1. Francois Maon / Associate Professor / IESEG School of Management / September 6th, 2017.
Francois Maon is currently Associate Professor at the IESEG School of Management (France). His research focuses on topics linked to CSR learning, implementation and change-related processes, cross-sector social partnerships, and stakeholder dialogue and influence strategies. His research appears in journals such as the California Management Review, Journal of Business Ethics, International Journal of Management Reviews, Supply Chain Management: An International Journal, European Journal of Marketing. He also co-edited several special issues of international journals and books on CSR-related topics.

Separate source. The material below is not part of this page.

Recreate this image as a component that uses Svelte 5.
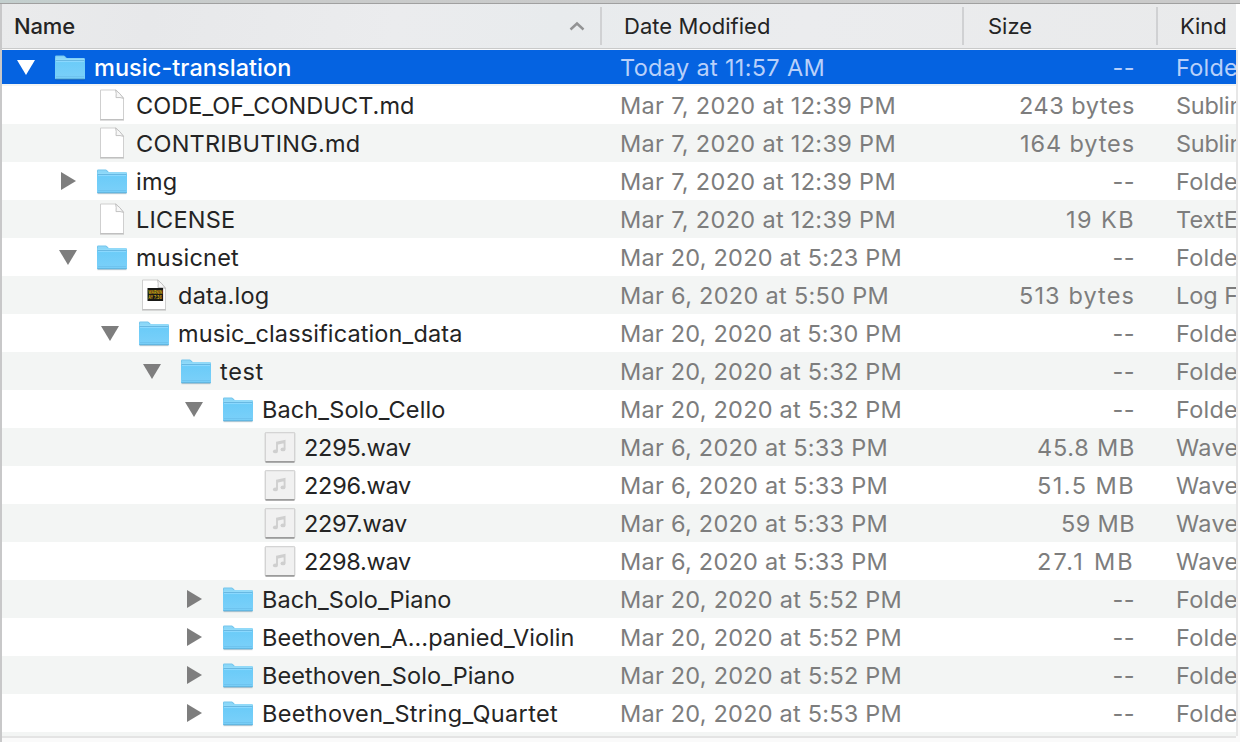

Francois Maon currently serves on the Editorial Board of Business & Society.
During his visit, Francois Maon presented one of his ongoing research project entitled: “Stakeholder influence tactics: Ideologically-loaded objectives and power-based moves.”

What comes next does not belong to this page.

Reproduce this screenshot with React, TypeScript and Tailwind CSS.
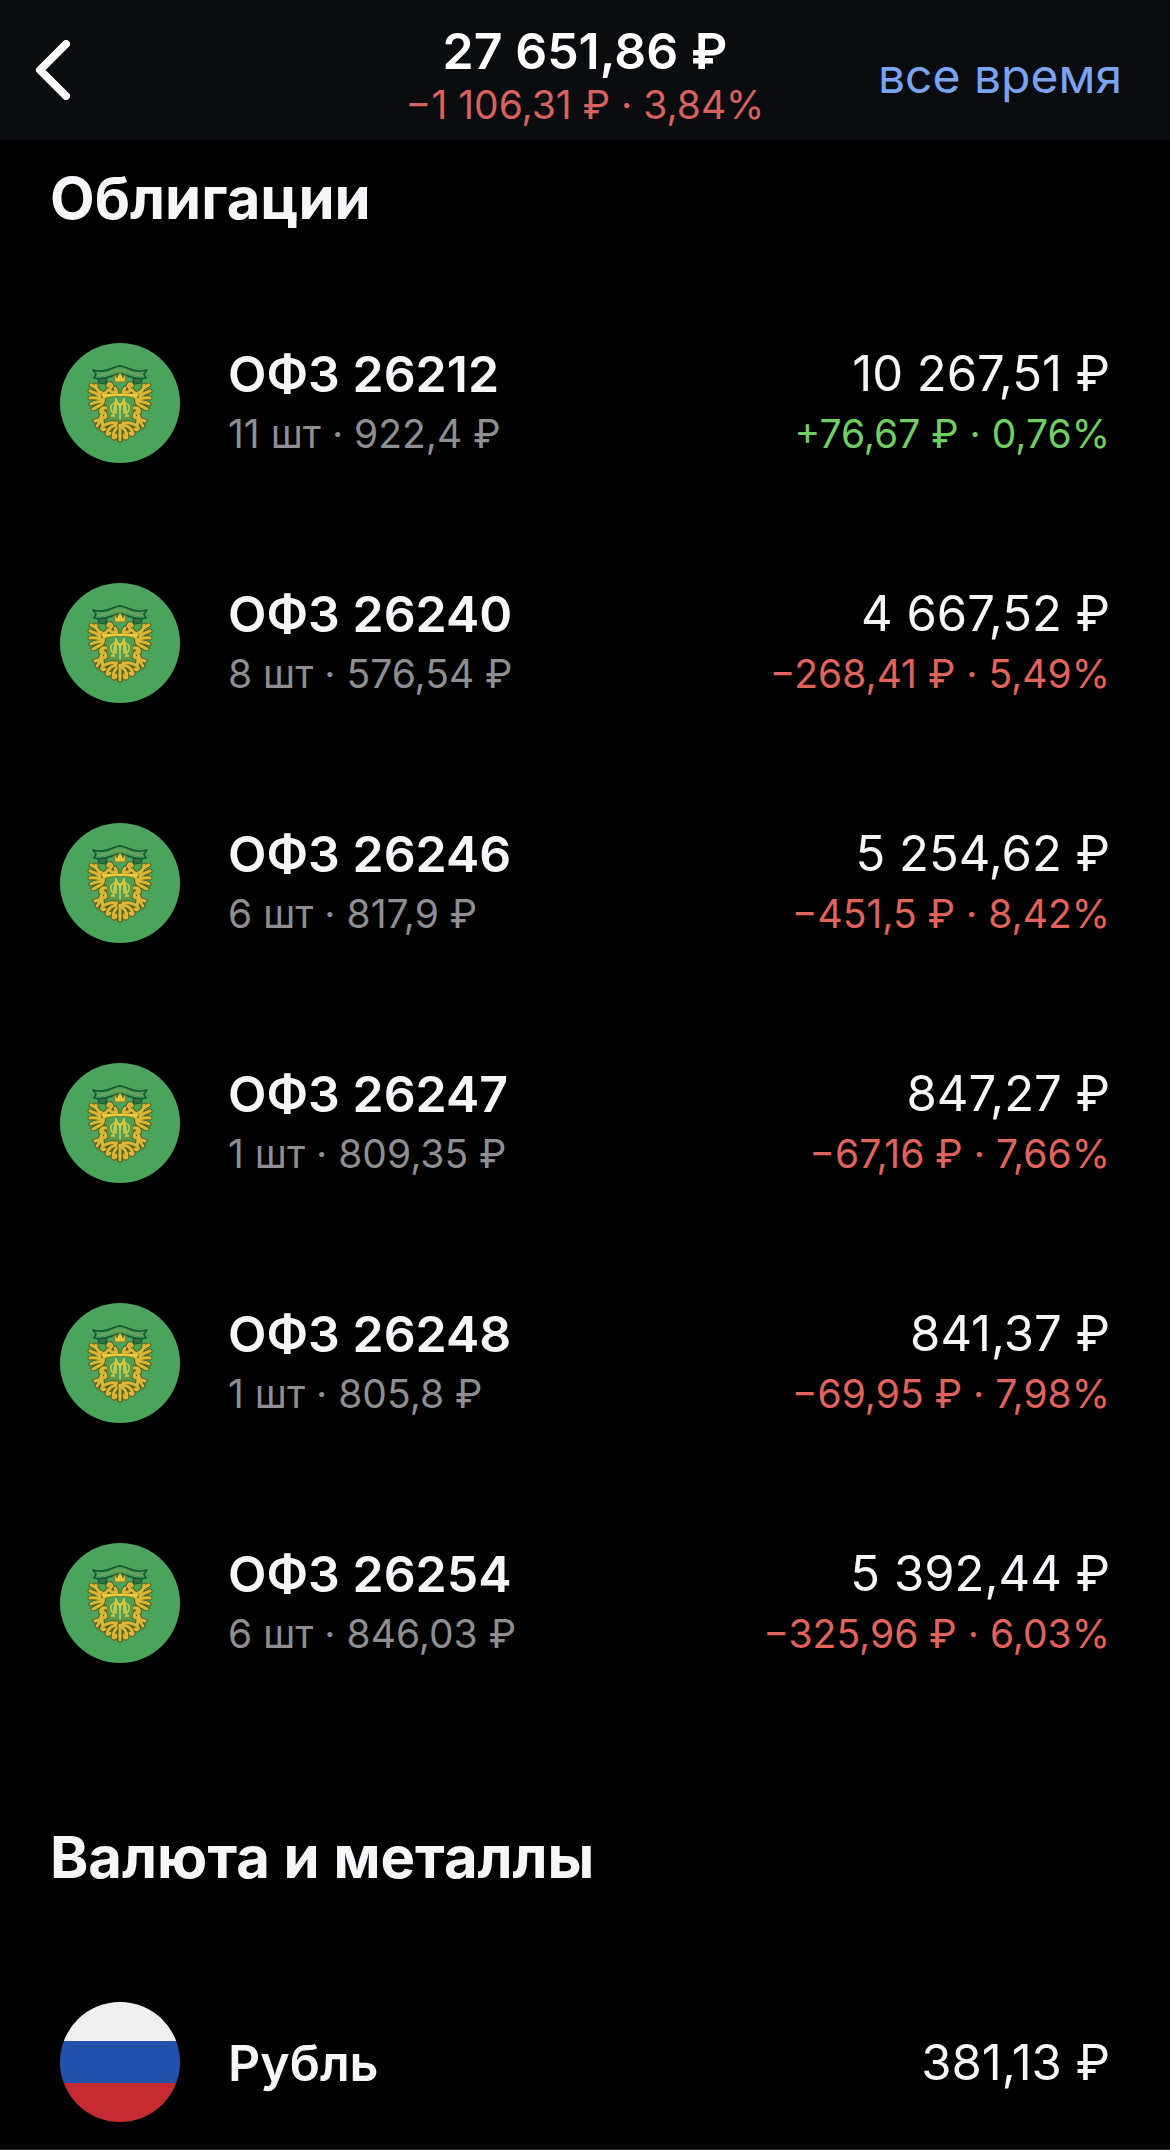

Building on insights from literature pertaining to stakeholder influence, organizational ideology, and organizational power, we conduct a multiple case study research with two large, European-based companies and involving 48 stakeholder organizations to address two central issues: (1) how the ideological, value-laden orientations of a stakeholder organization actually trigger its motivation to influence the nature and level of a company’s corporate social change activities and (2) the way stakeholder power conditions both the objectives and nature of stakeholder influence attempts. As a result, we provide a typology of 12 influence tactics, based on stakeholders’ ideological rationale for influence, their level of power over the company, and the nature of their power bases. In so doing, we stress the substantial role of ideological orientations of stakeholders in terms of how they perceive, interact with, and attempt to influence a target company. In addition, we contribute to provide an integrative understanding of the motivational and behavioral dimensions of stakeholder influence endeavors.